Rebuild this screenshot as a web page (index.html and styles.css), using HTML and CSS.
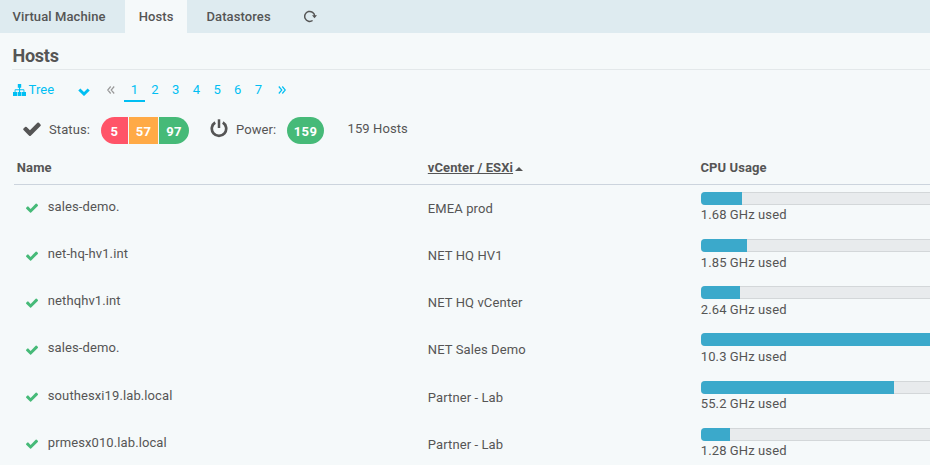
FILE: index.html
```
<!DOCTYPE html>
<html lang="en">
<head>
<meta charset="utf-8">
<title>Hosts</title>
<link rel="stylesheet" href="styles.css">
</head>
<body>
<svg class="defs" width="0" height="0"><symbol id="check" viewBox="121 286 1550 1236"><path d="M1671 566q0 40-28 68l-724 724-136 136q-28 28-68 28t-68-28l-136-136-362-362q-28-28-28-68t28-68l136-136q28-28 68-28t68 28l294 295 656-657q28-28 68-28t68 28l136 136q28 28 28 68z"/></symbol></svg>
<nav class="tabs">
  <a class="tab">Virtual Machine</a>
  <a class="tab active">Hosts</a>
  <a class="tab">Datastores</a>
  <a class="refresh"><svg width="14" height="13" viewBox="0 0 14 13"><path d="M8.6 10.5A5 5 0 1 1 10.7 6" fill="none" stroke="#555" stroke-width="1.5"/><path d="M8 5.3h5l-2.5 2.9z" fill="#555"/></svg></a>
</nav>
<main>
  <h1>Hosts</h1>
  <div class="toolbar">
    <a class="tree"><svg width="13" height="12" viewBox="0 0 13 11" preserveAspectRatio="none"><path d="M4.8 0h3.4v3.4H7.1v1.4h3.4q.9 0 .9.9v1.6H13V11H9V7.3h1.5V5.7H7.1v1.6h1.4V11H4.6V7.3H6V5.7H2.5v1.6H4V11H0V7.3h1.6V5.7q0-.9.9-.9H6V3.4H4.8z" fill="#00bff3"/></svg>Tree</a>
    <svg class="chev" width="12" height="8" viewBox="0 0 12 8"><path d="M1.3 1.5 6 6l4.7-4.5" fill="none" stroke="#00bff3" stroke-width="3"/></svg>
    <svg class="prev" width="8" height="8" viewBox="0 0 8 8"><path d="M3.7.5.7 4l3 3.5M7.2.5l-3 3.5 3 3.5" fill="none" stroke="#999" stroke-width="1.2"/></svg>
    <div class="pages"><a class="current">1</a><a>2</a><a>3</a><a>4</a><a>5</a><a>6</a><a>7</a></div>
    <svg class="next" width="8" height="8" viewBox="0 0 8 8"><path d="m.8.5 3 3.5-3 3.5M4.3.5l3 3.5-3 3.5" fill="none" stroke="#00bff3" stroke-width="1.2"/></svg>
  </div>
  <div class="summary">
    <svg class="big-check"><use href="#check"/></svg>
    <span class="status-label">Status:</span>
    <div class="pill"><b class="red">5</b><b class="orange">57</b><b class="green">97</b></div>
    <svg class="power" width="18" height="19" viewBox="0 0 18 19" fill="none" stroke="#555"><path d="M5.2 3.5A7.2 7.2 0 1 0 12.8 3.5" stroke-width="2.7"/><path d="M9 .3v8.7" stroke-width="2.5"/></svg>
    <span class="power-label">Power:</span>
    <div class="pill"><b class="green only">159</b></div>
    <span class="count">159 Hosts</span>
  </div>
  <div class="table">
    <div class="row head"><div>Name</div><div><span class="sorted">vCenter / ESXi</span><i class="caret"></i></div><div>CPU Usage</div></div>
    <div class="row"><div class="name"><svg><use href="#check"/></svg>sales-demo.</div><div class="vc">EMEA prod</div><div class="cpu"><div class="bar"><div style="width:41px"></div></div>1.68 GHz used</div></div>
    <div class="row"><div class="name"><svg><use href="#check"/></svg>net-hq-hv1.int</div><div class="vc">NET HQ HV1</div><div class="cpu"><div class="bar"><div style="width:46px"></div></div>1.85 GHz used</div></div>
    <div class="row"><div class="name"><svg><use href="#check"/></svg>nethqhv1.int</div><div class="vc">NET HQ vCenter</div><div class="cpu"><div class="bar"><div style="width:39px"></div></div>2.64 GHz used</div></div>
    <div class="row"><div class="name"><svg><use href="#check"/></svg>sales-demo.</div><div class="vc">NET Sales Demo</div><div class="cpu"><div class="bar"><div style="width:100%"></div></div>10.3 GHz used</div></div>
    <div class="row"><div class="name"><svg><use href="#check"/></svg>southesxi19.lab.local</div><div class="vc">Partner - Lab</div><div class="cpu"><div class="bar"><div style="width:193px"></div></div>55.2 GHz used</div></div>
    <div class="row"><div class="name"><svg><use href="#check"/></svg>prmesx010.lab.local</div><div class="vc">Partner - Lab</div><div class="cpu"><div class="bar"><div style="width:29px"></div></div>1.28 GHz used</div></div>
  </div>
</main>
</body>
</html>
```
FILE: styles.css
```
* { box-sizing: border-box; }
body { margin: 0; height: 465px; overflow: hidden; background: #f5f9fa; color: #555; font: 13px/18px Roboto, sans-serif; letter-spacing: .1px; }
svg { display: block; flex: none; }
.defs { position: absolute; }
.tabs { display: flex; height: 33px; background: #deebf0; }
.tab { padding: 8px 0 0 19.5px; width: 105px; font-weight: 500; }
.tab:first-child { padding-left: 12.5px; width: 125px; }
.tab.active { padding-left: 13.7px; width: 62px; background: #f5f9fa; }
.refresh { padding: 10px 0 0 12px; }
h1 { margin: 0 0 0 12px; height: 37px; padding: 11px 0 0 .5px; border-bottom: 1px solid #e3e8ea; font-size: 18px; line-height: 24px; font-weight: 700; letter-spacing: -.25px; }
.toolbar { display: flex; height: 40px; padding: 11px 0 0 13px; color: #00bff3; }
.tree { display: flex; width: 65px; gap: 2.5px; }
.tree svg { margin-top: 3px; }
.chev { margin-top: 6.5px; }
.prev { margin: 5px 0 0 17px; }
.pages { display: flex; margin-left: 9px; }
.pages a { width: 20.7px; height: 21px; text-align: center; }
.pages .current { border-bottom: 2px solid #00bff3; }
.next { margin: 5px 0 0 9px; }
.summary { display: flex; height: 43px; padding: 7px 0 0 23px; }
.big-check { width: 18px; height: 14px; margin: 5px 8px 0 0; fill: #555; }
.status-label { width: 52px; padding-top: 4px; }
.pill { display: flex; gap: 1px; height: 27px; border-radius: 14px; overflow: hidden; }
.pill b { color: #fff; text-align: center; line-height: 29px; letter-spacing: .4px; }
.red { width: 27px; background: #ff5468; }
.orange { width: 29px; background: #ffaa46; }
.green { width: 30px; background: #46ba78; }
.only { width: 37px; }
.power { margin: 2px 8px 0 21px; }
.power-label { width: 51px; padding-top: 4px; }
.count { margin-left: 23.5px; padding-top: 3px; }
.table { margin-left: 14px; }
.row { display: grid; grid-template-columns: 413.8px 273px 1fr; height: 47.2px; }
.head { height: 31.85px; padding: 6px 0 0 2.8px; grid-template-columns: 411px 272.7px 1fr; border-bottom: 1px solid #ccd4dd; font-weight: 700; }
.sorted { text-decoration: underline; }
.caret { display: inline-block; margin-left: 2px; border: 4px solid transparent; border-bottom-color: #555; border-top: 0; vertical-align: 1px; }
.name { display: flex; padding: 13px 0 0 12px; gap: 9.8px; }
.name svg { width: 12px; height: 10px; margin-top: 5.5px; fill: #46ba78; }
.vc { padding-top: 15px; }
.cpu { padding-top: 7px; }
.bar { height: 13px; margin-bottom: 1.5px; background: #e8ebed; border: 1px solid #d3d7d9; border-width: 1px 0; border-radius: 4px 0 0 4px; }
.bar div { height: 13px; margin-top: -1px; background: #3ba9cb; border-radius: 4px 0 0 4px; }
```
************
With the pictures left out, transcribe the material exactly.

Rebuild this screenshot as a web page (index.html and styles.css), using HTML and CSS.
FILE: index.html
```
<!DOCTYPE html>
<html lang="en">
<head>
<meta charset="utf-8">
<title>Hosts</title>
<link rel="stylesheet" href="styles.css">
</head>
<body>
<svg class="defs" width="0" height="0"><symbol id="check" viewBox="121 286 1550 1236"><path d="M1671 566q0 40-28 68l-724 724-136 136q-28 28-68 28t-68-28l-136-136-362-362q-28-28-28-68t28-68l136-136q28-28 68-28t68 28l294 295 656-657q28-28 68-28t68 28l136 136q28 28 28 68z"/></symbol></svg>
<nav class="tabs">
  <a class="tab">Virtual Machine</a>
  <a class="tab active">Hosts</a>
  <a class="tab">Datastores</a>
  <a class="refresh"><svg width="14" height="13" viewBox="0 0 14 13"><path d="M8.6 10.5A5 5 0 1 1 10.7 6" fill="none" stroke="#555" stroke-width="1.5"/><path d="M8 5.3h5l-2.5 2.9z" fill="#555"/></svg></a>
</nav>
<main>
  <h1>Hosts</h1>
  <div class="toolbar">
    <a class="tree"><svg width="13" height="12" viewBox="0 0 13 11" preserveAspectRatio="none"><path d="M4.8 0h3.4v3.4H7.1v1.4h3.4q.9 0 .9.9v1.6H13V11H9V7.3h1.5V5.7H7.1v1.6h1.4V11H4.6V7.3H6V5.7H2.5v1.6H4V11H0V7.3h1.6V5.7q0-.9.9-.9H6V3.4H4.8z" fill="#00bff3"/></svg>Tree</a>
    <svg class="chev" width="12" height="8" viewBox="0 0 12 8"><path d="M1.3 1.5 6 6l4.7-4.5" fill="none" stroke="#00bff3" stroke-width="3"/></svg>
    <svg class="prev" width="8" height="8" viewBox="0 0 8 8"><path d="M3.7.5.7 4l3 3.5M7.2.5l-3 3.5 3 3.5" fill="none" stroke="#999" stroke-width="1.2"/></svg>
    <div class="pages"><a class="current">1</a><a>2</a><a>3</a><a>4</a><a>5</a><a>6</a><a>7</a></div>
    <svg class="next" width="8" height="8" viewBox="0 0 8 8"><path d="m.8.5 3 3.5-3 3.5M4.3.5l3 3.5-3 3.5" fill="none" stroke="#00bff3" stroke-width="1.2"/></svg>
  </div>
  <div class="summary">
    <svg class="big-check"><use href="#check"/></svg>
    <span class="status-label">Status:</span>
    <div class="pill"><b class="red">5</b><b class="orange">57</b><b class="green">97</b></div>
    <svg class="power" width="18" height="19" viewBox="0 0 18 19" fill="none" stroke="#555"><path d="M5.2 3.5A7.2 7.2 0 1 0 12.8 3.5" stroke-width="2.7"/><path d="M9 .3v8.7" stroke-width="2.5"/></svg>
    <span class="power-label">Power:</span>
    <div class="pill"><b class="green only">159</b></div>
    <span class="count">159 Hosts</span>
  </div>
  <div class="table">
    <div class="row head"><div>Name</div><div><span class="sorted">vCenter / ESXi</span><i class="caret"></i></div><div>CPU Usage</div></div>
    <div class="row"><div class="name"><svg><use href="#check"/></svg>sales-demo.</div><div class="vc">EMEA prod</div><div class="cpu"><div class="bar"><div style="width:41px"></div></div>1.68 GHz used</div></div>
    <div class="row"><div class="name"><svg><use href="#check"/></svg>net-hq-hv1.int</div><div class="vc">NET HQ HV1</div><div class="cpu"><div class="bar"><div style="width:46px"></div></div>1.85 GHz used</div></div>
    <div class="row"><div class="name"><svg><use href="#check"/></svg>nethqhv1.int</div><div class="vc">NET HQ vCenter</div><div class="cpu"><div class="bar"><div style="width:39px"></div></div>2.64 GHz used</div></div>
    <div class="row"><div class="name"><svg><use href="#check"/></svg>sales-demo.</div><div class="vc">NET Sales Demo</div><div class="cpu"><div class="bar"><div style="width:100%"></div></div>10.3 GHz used</div></div>
    <div class="row"><div class="name"><svg><use href="#check"/></svg>southesxi19.lab.local</div><div class="vc">Partner - Lab</div><div class="cpu"><div class="bar"><div style="width:193px"></div></div>55.2 GHz used</div></div>
    <div class="row"><div class="name"><svg><use href="#check"/></svg>prmesx010.lab.local</div><div class="vc">Partner - Lab</div><div class="cpu"><div class="bar"><div style="width:29px"></div></div>1.28 GHz used</div></div>
  </div>
</main>
</body>
</html>
```
FILE: styles.css
```
* { box-sizing: border-box; }
body { margin: 0; height: 465px; overflow: hidden; background: #f5f9fa; color: #555; font: 13px/18px Roboto, sans-serif; letter-spacing: .1px; }
svg { display: block; flex: none; }
.defs { position: absolute; }
.tabs { display: flex; height: 33px; background: #deebf0; }
.tab { padding: 8px 0 0 19.5px; width: 105px; font-weight: 500; }
.tab:first-child { padding-left: 12.5px; width: 125px; }
.tab.active { padding-left: 13.7px; width: 62px; background: #f5f9fa; }
.refresh { padding: 10px 0 0 12px; }
h1 { margin: 0 0 0 12px; height: 37px; padding: 11px 0 0 .5px; border-bottom: 1px solid #e3e8ea; font-size: 18px; line-height: 24px; font-weight: 700; letter-spacing: -.25px; }
.toolbar { display: flex; height: 40px; padding: 11px 0 0 13px; color: #00bff3; }
.tree { display: flex; width: 65px; gap: 2.5px; }
.tree svg { margin-top: 3px; }
.chev { margin-top: 6.5px; }
.prev { margin: 5px 0 0 17px; }
.pages { display: flex; margin-left: 9px; }
.pages a { width: 20.7px; height: 21px; text-align: center; }
.pages .current { border-bottom: 2px solid #00bff3; }
.next { margin: 5px 0 0 9px; }
.summary { display: flex; height: 43px; padding: 7px 0 0 23px; }
.big-check { width: 18px; height: 14px; margin: 5px 8px 0 0; fill: #555; }
.status-label { width: 52px; padding-top: 4px; }
.pill { display: flex; gap: 1px; height: 27px; border-radius: 14px; overflow: hidden; }
.pill b { color: #fff; text-align: center; line-height: 29px; letter-spacing: .4px; }
.red { width: 27px; background: #ff5468; }
.orange { width: 29px; background: #ffaa46; }
.green { width: 30px; background: #46ba78; }
.only { width: 37px; }
.power { margin: 2px 8px 0 21px; }
.power-label { width: 51px; padding-top: 4px; }
.count { margin-left: 23.5px; padding-top: 3px; }
.table { margin-left: 14px; }
.row { display: grid; grid-template-columns: 413.8px 273px 1fr; height: 47.2px; }
.head { height: 31.85px; padding: 6px 0 0 2.8px; grid-template-columns: 411px 272.7px 1fr; border-bottom: 1px solid #ccd4dd; font-weight: 700; }
.sorted { text-decoration: underline; }
.caret { display: inline-block; margin-left: 2px; border: 4px solid transparent; border-bottom-color: #555; border-top: 0; vertical-align: 1px; }
.name { display: flex; padding: 13px 0 0 12px; gap: 9.8px; }
.name svg { width: 12px; height: 10px; margin-top: 5.5px; fill: #46ba78; }
.vc { padding-top: 15px; }
.cpu { padding-top: 7px; }
.bar { height: 13px; margin-bottom: 1.5px; background: #e8ebed; border: 1px solid #d3d7d9; border-width: 1px 0; border-radius: 4px 0 0 4px; }
.bar div { height: 13px; margin-top: -1px; background: #3ba9cb; border-radius: 4px 0 0 4px; }
```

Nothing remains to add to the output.